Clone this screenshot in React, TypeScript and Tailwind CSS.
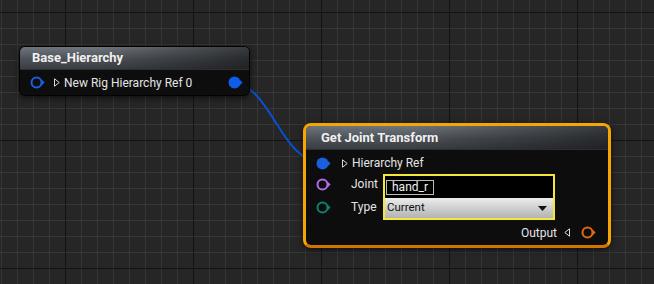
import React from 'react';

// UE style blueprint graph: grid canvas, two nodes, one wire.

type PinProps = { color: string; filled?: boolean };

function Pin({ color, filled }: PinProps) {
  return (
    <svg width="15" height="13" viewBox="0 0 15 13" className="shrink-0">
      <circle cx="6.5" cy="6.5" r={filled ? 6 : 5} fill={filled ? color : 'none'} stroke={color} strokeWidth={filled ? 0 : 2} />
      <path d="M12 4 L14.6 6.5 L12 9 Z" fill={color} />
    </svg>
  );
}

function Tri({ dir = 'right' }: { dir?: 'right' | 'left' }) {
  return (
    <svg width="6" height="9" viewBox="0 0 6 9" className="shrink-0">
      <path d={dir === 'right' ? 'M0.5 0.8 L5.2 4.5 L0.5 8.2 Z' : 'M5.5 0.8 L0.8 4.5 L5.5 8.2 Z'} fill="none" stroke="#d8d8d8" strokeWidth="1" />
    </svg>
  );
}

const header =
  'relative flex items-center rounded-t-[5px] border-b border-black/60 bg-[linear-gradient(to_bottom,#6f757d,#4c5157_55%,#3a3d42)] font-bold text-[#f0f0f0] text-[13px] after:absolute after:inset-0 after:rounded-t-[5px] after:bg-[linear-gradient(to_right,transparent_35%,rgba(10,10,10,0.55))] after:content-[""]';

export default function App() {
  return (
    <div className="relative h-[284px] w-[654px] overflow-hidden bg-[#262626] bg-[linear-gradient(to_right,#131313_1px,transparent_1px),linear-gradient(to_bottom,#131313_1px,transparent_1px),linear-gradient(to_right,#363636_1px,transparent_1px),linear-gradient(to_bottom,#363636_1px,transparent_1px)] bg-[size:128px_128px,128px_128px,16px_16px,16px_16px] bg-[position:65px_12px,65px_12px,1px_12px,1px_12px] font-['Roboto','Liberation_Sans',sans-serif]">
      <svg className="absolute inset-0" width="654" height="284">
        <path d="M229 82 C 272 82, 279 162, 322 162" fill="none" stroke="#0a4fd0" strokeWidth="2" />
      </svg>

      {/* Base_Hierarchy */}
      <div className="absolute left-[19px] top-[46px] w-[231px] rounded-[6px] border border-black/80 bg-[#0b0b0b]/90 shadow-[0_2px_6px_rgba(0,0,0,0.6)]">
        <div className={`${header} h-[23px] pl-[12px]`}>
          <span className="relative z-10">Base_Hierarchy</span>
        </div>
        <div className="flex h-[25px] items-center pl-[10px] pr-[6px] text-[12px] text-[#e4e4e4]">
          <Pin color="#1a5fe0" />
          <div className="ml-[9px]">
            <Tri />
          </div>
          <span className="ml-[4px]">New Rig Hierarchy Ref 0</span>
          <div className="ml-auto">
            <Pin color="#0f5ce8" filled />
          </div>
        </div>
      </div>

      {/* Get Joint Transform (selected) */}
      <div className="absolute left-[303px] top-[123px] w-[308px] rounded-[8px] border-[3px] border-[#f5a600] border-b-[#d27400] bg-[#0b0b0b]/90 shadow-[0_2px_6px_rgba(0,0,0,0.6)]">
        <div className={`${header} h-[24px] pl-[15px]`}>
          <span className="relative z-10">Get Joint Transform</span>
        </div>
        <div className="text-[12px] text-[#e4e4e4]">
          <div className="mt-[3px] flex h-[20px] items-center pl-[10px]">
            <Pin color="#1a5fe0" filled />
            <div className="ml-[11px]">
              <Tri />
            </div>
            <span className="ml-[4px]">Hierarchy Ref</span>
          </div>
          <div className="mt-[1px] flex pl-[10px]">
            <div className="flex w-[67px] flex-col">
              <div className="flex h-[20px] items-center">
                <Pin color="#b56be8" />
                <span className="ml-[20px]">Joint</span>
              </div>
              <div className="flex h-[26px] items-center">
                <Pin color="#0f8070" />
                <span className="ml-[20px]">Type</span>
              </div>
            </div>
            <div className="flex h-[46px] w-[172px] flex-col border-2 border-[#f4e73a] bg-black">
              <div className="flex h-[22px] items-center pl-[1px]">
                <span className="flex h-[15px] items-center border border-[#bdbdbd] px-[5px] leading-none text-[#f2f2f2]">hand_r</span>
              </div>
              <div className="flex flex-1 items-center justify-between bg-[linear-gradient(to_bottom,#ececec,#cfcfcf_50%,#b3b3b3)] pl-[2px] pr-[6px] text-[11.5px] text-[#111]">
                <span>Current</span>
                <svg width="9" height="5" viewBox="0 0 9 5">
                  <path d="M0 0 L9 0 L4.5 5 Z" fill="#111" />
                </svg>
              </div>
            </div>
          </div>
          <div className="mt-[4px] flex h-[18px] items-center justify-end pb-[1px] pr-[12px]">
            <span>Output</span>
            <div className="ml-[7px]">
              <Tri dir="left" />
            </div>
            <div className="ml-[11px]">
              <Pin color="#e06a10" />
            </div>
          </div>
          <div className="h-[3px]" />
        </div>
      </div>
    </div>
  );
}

________

§ **SHORT TASK**
Except for the pictures, reproduce every line exactly.

§ **TASK ANSWER**
Clone this screenshot in React, TypeScript and Tailwind CSS.
import React from 'react';

// UE style blueprint graph: grid canvas, two nodes, one wire.

type PinProps = { color: string; filled?: boolean };

function Pin({ color, filled }: PinProps) {
  return (
    <svg width="15" height="13" viewBox="0 0 15 13" className="shrink-0">
      <circle cx="6.5" cy="6.5" r={filled ? 6 : 5} fill={filled ? color : 'none'} stroke={color} strokeWidth={filled ? 0 : 2} />
      <path d="M12 4 L14.6 6.5 L12 9 Z" fill={color} />
    </svg>
  );
}

function Tri({ dir = 'right' }: { dir?: 'right' | 'left' }) {
  return (
    <svg width="6" height="9" viewBox="0 0 6 9" className="shrink-0">
      <path d={dir === 'right' ? 'M0.5 0.8 L5.2 4.5 L0.5 8.2 Z' : 'M5.5 0.8 L0.8 4.5 L5.5 8.2 Z'} fill="none" stroke="#d8d8d8" strokeWidth="1" />
    </svg>
  );
}

const header =
  'relative flex items-center rounded-t-[5px] border-b border-black/60 bg-[linear-gradient(to_bottom,#6f757d,#4c5157_55%,#3a3d42)] font-bold text-[#f0f0f0] text-[13px] after:absolute after:inset-0 after:rounded-t-[5px] after:bg-[linear-gradient(to_right,transparent_35%,rgba(10,10,10,0.55))] after:content-[""]';

export default function App() {
  return (
    <div className="relative h-[284px] w-[654px] overflow-hidden bg-[#262626] bg-[linear-gradient(to_right,#131313_1px,transparent_1px),linear-gradient(to_bottom,#131313_1px,transparent_1px),linear-gradient(to_right,#363636_1px,transparent_1px),linear-gradient(to_bottom,#363636_1px,transparent_1px)] bg-[size:128px_128px,128px_128px,16px_16px,16px_16px] bg-[position:65px_12px,65px_12px,1px_12px,1px_12px] font-['Roboto','Liberation_Sans',sans-serif]">
      <svg className="absolute inset-0" width="654" height="284">
        <path d="M229 82 C 272 82, 279 162, 322 162" fill="none" stroke="#0a4fd0" strokeWidth="2" />
      </svg>

      {/* Base_Hierarchy */}
      <div className="absolute left-[19px] top-[46px] w-[231px] rounded-[6px] border border-black/80 bg-[#0b0b0b]/90 shadow-[0_2px_6px_rgba(0,0,0,0.6)]">
        <div className={`${header} h-[23px] pl-[12px]`}>
          <span className="relative z-10">Base_Hierarchy</span>
        </div>
        <div className="flex h-[25px] items-center pl-[10px] pr-[6px] text-[12px] text-[#e4e4e4]">
          <Pin color="#1a5fe0" />
          <div className="ml-[9px]">
            <Tri />
          </div>
          <span className="ml-[4px]">New Rig Hierarchy Ref 0</span>
          <div className="ml-auto">
            <Pin color="#0f5ce8" filled />
          </div>
        </div>
      </div>

      {/* Get Joint Transform (selected) */}
      <div className="absolute left-[303px] top-[123px] w-[308px] rounded-[8px] border-[3px] border-[#f5a600] border-b-[#d27400] bg-[#0b0b0b]/90 shadow-[0_2px_6px_rgba(0,0,0,0.6)]">
        <div className={`${header} h-[24px] pl-[15px]`}>
          <span className="relative z-10">Get Joint Transform</span>
        </div>
        <div className="text-[12px] text-[#e4e4e4]">
          <div className="mt-[3px] flex h-[20px] items-center pl-[10px]">
            <Pin color="#1a5fe0" filled />
            <div className="ml-[11px]">
              <Tri />
            </div>
            <span className="ml-[4px]">Hierarchy Ref</span>
          </div>
          <div className="mt-[1px] flex pl-[10px]">
            <div className="flex w-[67px] flex-col">
              <div className="flex h-[20px] items-center">
                <Pin color="#b56be8" />
                <span className="ml-[20px]">Joint</span>
              </div>
              <div className="flex h-[26px] items-center">
                <Pin color="#0f8070" />
                <span className="ml-[20px]">Type</span>
              </div>
            </div>
            <div className="flex h-[46px] w-[172px] flex-col border-2 border-[#f4e73a] bg-black">
              <div className="flex h-[22px] items-center pl-[1px]">
                <span className="flex h-[15px] items-center border border-[#bdbdbd] px-[5px] leading-none text-[#f2f2f2]">hand_r</span>
              </div>
              <div className="flex flex-1 items-center justify-between bg-[linear-gradient(to_bottom,#ececec,#cfcfcf_50%,#b3b3b3)] pl-[2px] pr-[6px] text-[11.5px] text-[#111]">
                <span>Current</span>
                <svg width="9" height="5" viewBox="0 0 9 5">
                  <path d="M0 0 L9 0 L4.5 5 Z" fill="#111" />
                </svg>
              </div>
            </div>
          </div>
          <div className="mt-[4px] flex h-[18px] items-center justify-end pb-[1px] pr-[12px]">
            <span>Output</span>
            <div className="ml-[7px]">
              <Tri dir="left" />
            </div>
            <div className="ml-[11px]">
              <Pin color="#e06a10" />
            </div>
          </div>
          <div className="h-[3px]" />
        </div>
      </div>
    </div>
  );
}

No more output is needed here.